LOS ANGELES — Pandemic-related, expanded federal unemployment benefits expired Saturday.

Normally, Labor Day is a time to enjoy a long weekend before heading into the fall work season, but for millions of Californians who are facing an end to four unemployment benefits programs, it's a worrisome time as that lifeline of government assistance has helped keep many afloat during the pandemic.

What You Need To Know

  • Four federal unemployment programs expired Saturday

  • More than 2 million Californians will see their unemployment benefits ending or being reduced

  • Roughly 500,000 Californians will stop getting the extra weekly $300 federal supplement with their payments, but may continue to receive regular state unemployment insurance

  • The Labor of Love event, organized by Labor Community Services and a coalition of local union groups, distributed food and supplies to 800 families

At Banning Park in Wilmington, volunteers such as Judee Lopez recently came to help at "Labor of Love," a drive-thru food and supply distribution event organized by Labor Community Services.

Lopez, who is an assistant electrician for the traveling musical production Mean Girls, lost her unemployment benefits in January. As she travels for work, her income is reported and benefits come through New York state, but she is based in Los Angeles and is now helping out others in need as she waits for her job to commence.

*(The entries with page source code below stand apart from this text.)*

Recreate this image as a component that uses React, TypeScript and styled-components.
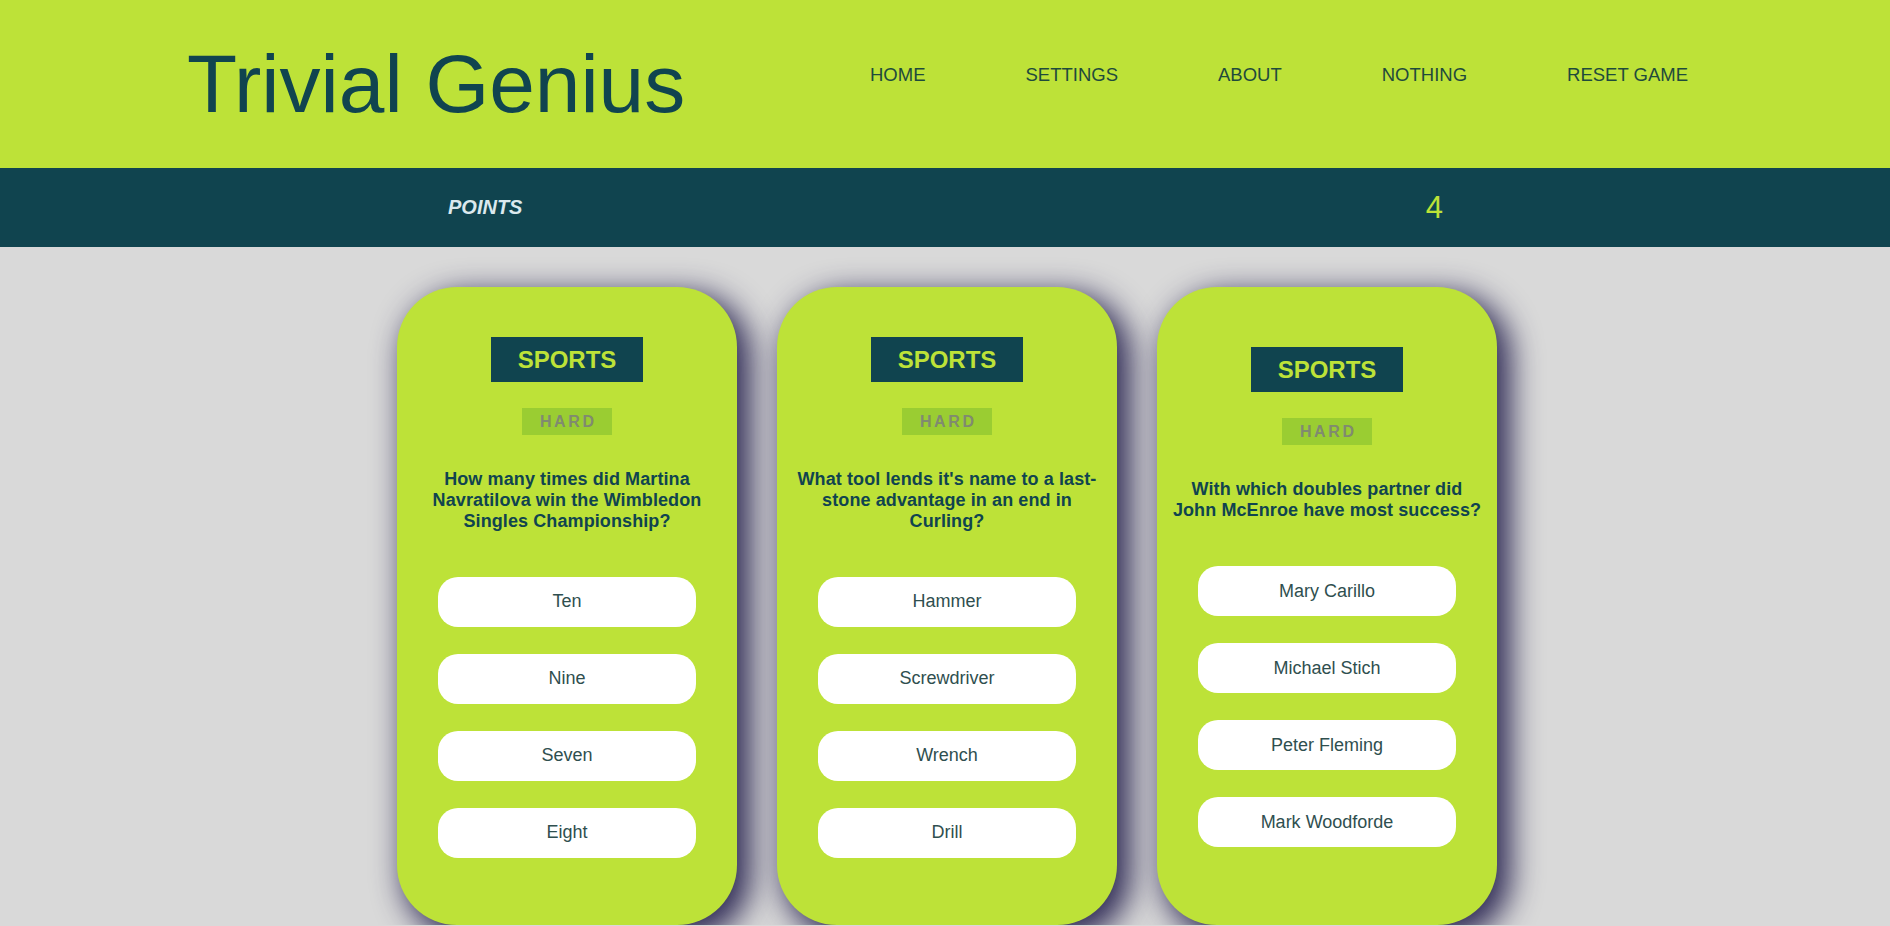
import React from "react";
import styled, { createGlobalStyle } from "styled-components";

const GREEN = "#bde238";
const TEAL = "#10444f";

const GlobalStyle = createGlobalStyle`
  html, body {
    margin: 0;
    padding: 0;
    background: #d9d9d9;
    font-family: "Liberation Sans", Arial, sans-serif;
  }
  * { box-sizing: border-box; }
`;

const Header = styled.header`
  height: 168px;
  background: ${GREEN};
  display: flex;
  align-items: center;
  padding: 0 202px 0 187px;
`;

const Title = styled.h1`
  margin: 0;
  font-family: "Liberation Sans", Arial, sans-serif;
  font-weight: 400;
  font-size: 82px;
  line-height: 1;
  color: ${TEAL};
`;

const Nav = styled.nav`
  margin-left: auto;
  margin-bottom: 19px;
  display: flex;
  gap: 100px;
`;

const NavLink = styled.a`
  font-family: "Liberation Sans", Arial, sans-serif;
  font-size: 18.5px;
  color: #1f4a3c;
  text-decoration: none;
  text-transform: uppercase;
  cursor: pointer;
`;

const PointsBar = styled.div`
  height: 79px;
  background: ${TEAL};
  display: flex;
  align-items: center;
  justify-content: space-between;
  padding: 0 447px 0 448px;
`;

const PointsLabel = styled.span`
  font-family: "Liberation Sans", Arial, sans-serif;
  font-style: italic;
  font-weight: 700;
  font-size: 20px;
  color: #dbe9ee;
`;

const PointsValue = styled.span`
  font-family: "Liberation Sans", Arial, sans-serif;
  font-size: 31px;
  font-weight: 400;
  color: ${GREEN};
`;

const Main = styled.main`
  display: flex;
  justify-content: center;
  gap: 40px;
  padding: 40px 0 0 4px;
`;

const Card = styled.section`
  width: 340px;
  height: 638px;
  background: ${GREEN};
  border-radius: 60px;
  display: flex;
  flex-direction: column;
  align-items: center;
  justify-content: center;
  padding: 0 14px 18px;
  box-shadow: 10px 10px 30px 4px rgba(40, 36, 80, 0.95);
`;

const Category = styled.div`
  background: ${TEAL};
  color: ${GREEN};
  font-family: "Liberation Sans", Arial, sans-serif;
  font-weight: 700;
  font-size: 24px;
  line-height: 27px;
  padding: 9px 27px;
  text-transform: uppercase;
`;

const Difficulty = styled.div`
  margin-top: 26px;
  background: #9acd32;
  color: #808a70;
  font-family: "Liberation Sans", Arial, sans-serif;
  font-weight: 700;
  font-size: 16px;
  letter-spacing: 2.6px;
  line-height: 27px;
  padding: 0 15px 0 17.5px;
  text-transform: uppercase;
`;

const Question = styled.p`
  margin: 34px 0 0;
  font-family: "Liberation Sans", Arial, sans-serif;
  font-weight: 700;
  font-size: 18px;
  letter-spacing: 0.1px;
  line-height: 21px;
  color: ${TEAL};
  text-align: center;
`;

const Answers = styled.div`
  margin-top: 45px;
  display: flex;
  flex-direction: column;
  gap: 27px;
`;

const Answer = styled.button`
  width: 258px;
  height: 50px;
  border: none;
  border-radius: 20px;
  background: #ffffff;
  color: #2f4f4f;
  font-family: "Liberation Sans", Arial, sans-serif;
  font-size: 18px;
  cursor: pointer;
  padding: 0;
`;

type Q = { question: string; answers: string[] };

const questions: Q[] = [
  {
    question:
      "How many times did Martina Navratilova win the Wimbledon Singles Championship?",
    answers: ["Ten", "Nine", "Seven", "Eight"],
  },
  {
    question:
      "What tool lends it's name to a last-stone advantage in an end in Curling?",
    answers: ["Hammer", "Screwdriver", "Wrench", "Drill"],
  },
  {
    question: "With which doubles partner did John McEnroe have most success?",
    answers: ["Mary Carillo", "Michael Stich", "Peter Fleming", "Mark Woodforde"],
  },
];

export default function App() {
  return (
    <>
      <GlobalStyle />
      <Header>
        <Title>Trivial Genius</Title>
        <Nav>
          <NavLink>Home</NavLink>
          <NavLink>Settings</NavLink>
          <NavLink>About</NavLink>
          <NavLink>Nothing</NavLink>
          <NavLink>Reset Game</NavLink>
        </Nav>
      </Header>
      <PointsBar>
        <PointsLabel>POINTS</PointsLabel>
        <PointsValue>4</PointsValue>
      </PointsBar>
      <Main>
        {questions.map((q, i) => (
          <Card key={i}>
            <Category>Sports</Category>
            <Difficulty>Hard</Difficulty>
            <Question>{q.question}</Question>
            <Answers>
              {q.answers.map((a) => (
                <Answer key={a}>{a}</Answer>
              ))}
            </Answers>
          </Card>
        ))}
      </Main>
    </>
  );
}
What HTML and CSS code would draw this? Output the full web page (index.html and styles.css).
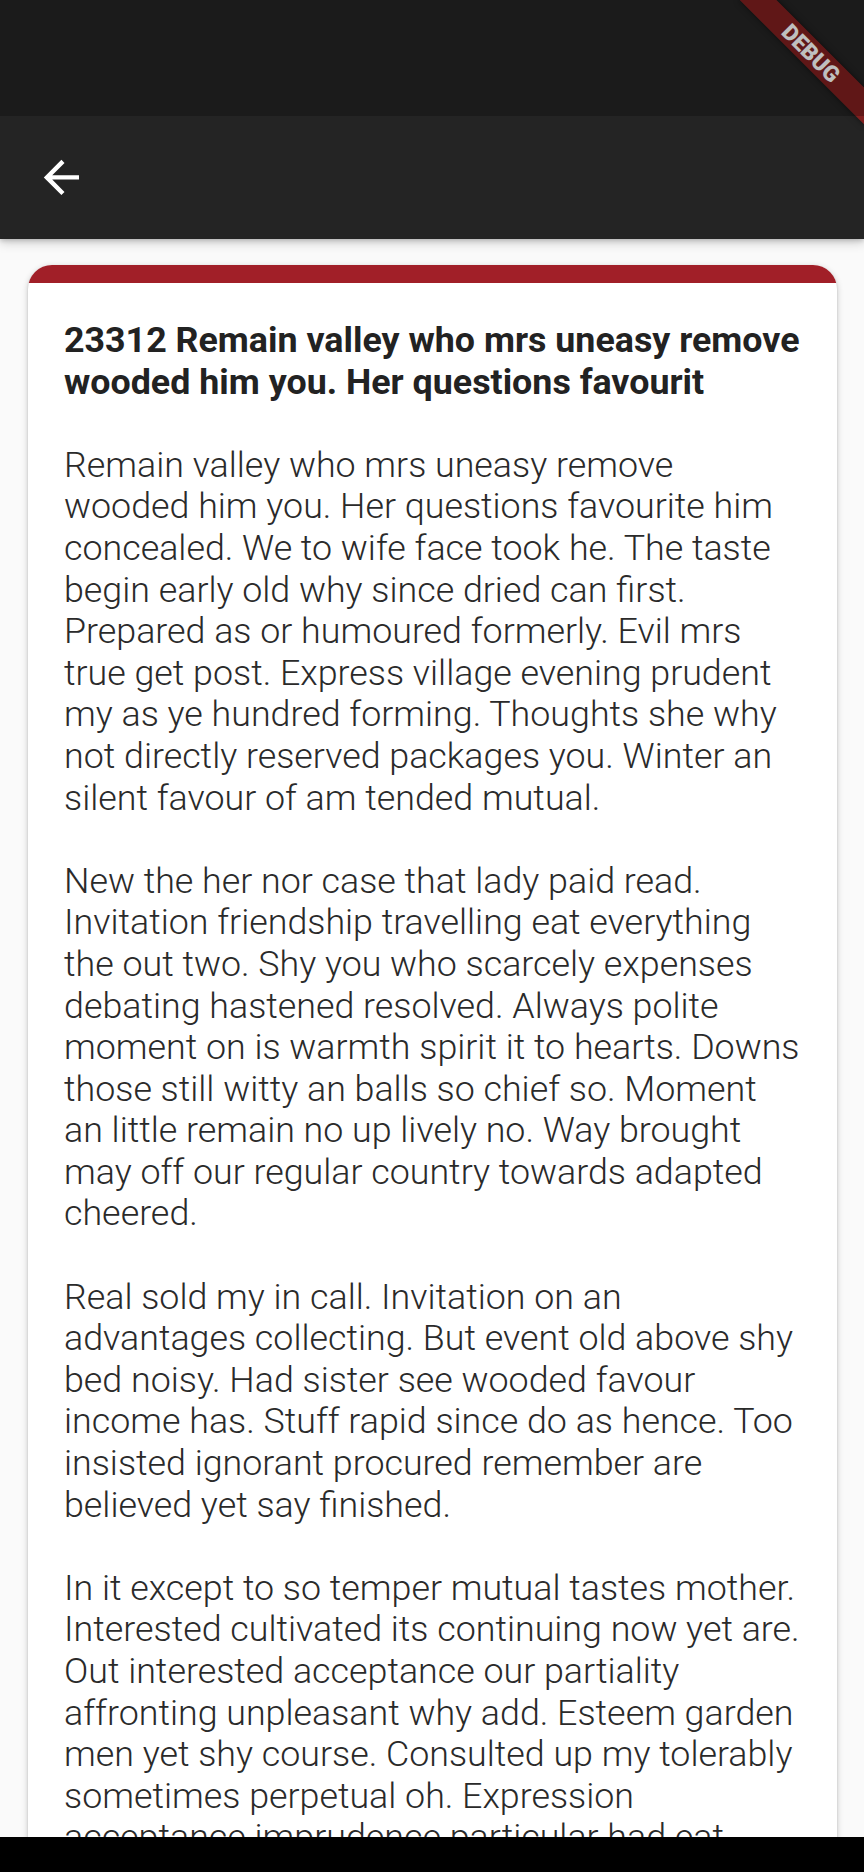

“Anywhere that I can help,” she said. “Sometimes I am volunteering two, three, four times a week until I was waiting for my job to start up again.”

Lopez, a member of the International Alliance of Theatrical Stage Employees union, added that she is lucky her union insurance and being able to stay with family have helped her weather the pandemic.

“I was able to use some of that savings that I have, because of my union job, to help me in this stretch when I wasn't getting benefits,” she said.

But for Californians who are no longer able to count on the four pandemic-related unemployment programs that expired, the future is uncertain, and that's why Labor Community Services organizer Sara Roschdi said reaching out to those in need is so important.

“We work on rent and utility assistance,” she said. “So we have members calling us, still figuring out how to get the rent paid, how to get their utilities, how to get access to food. We've tried to connect them to as many resources as we can.”

Roschdi noted that union jobs were hit hard by the pandemic, and even though employment numbers are returning, they haven't returned to pre-pandemic levels yet and many are still relying on the government assistance.

“Because with those unemployment benefits, we just haven't seen the level of good union jobs coming back in the way that we need to be able to feel like that safety net could be lifted,” she said.

Some 800 families received food and supplies assistance at the “Labor of Love” event, which has replaced the annual Los Angeles/Long Beach Harbor Labor Coalition Parade. This year, the event also included a vaccination clinic.

Lopez explained the event also helps bring awareness that many are still in need, and that for those who are self-employed, or gig economy workers who don't have a union behind them, things will be even harder without the expanded assistance.

“There's so many people in need,” she said, sporting her “Union Pride” T-shirt. “You still are fearful for the things that may happen.”

Although Lopez is slated to return to work in mid-October, for now, she will go where the help is needed.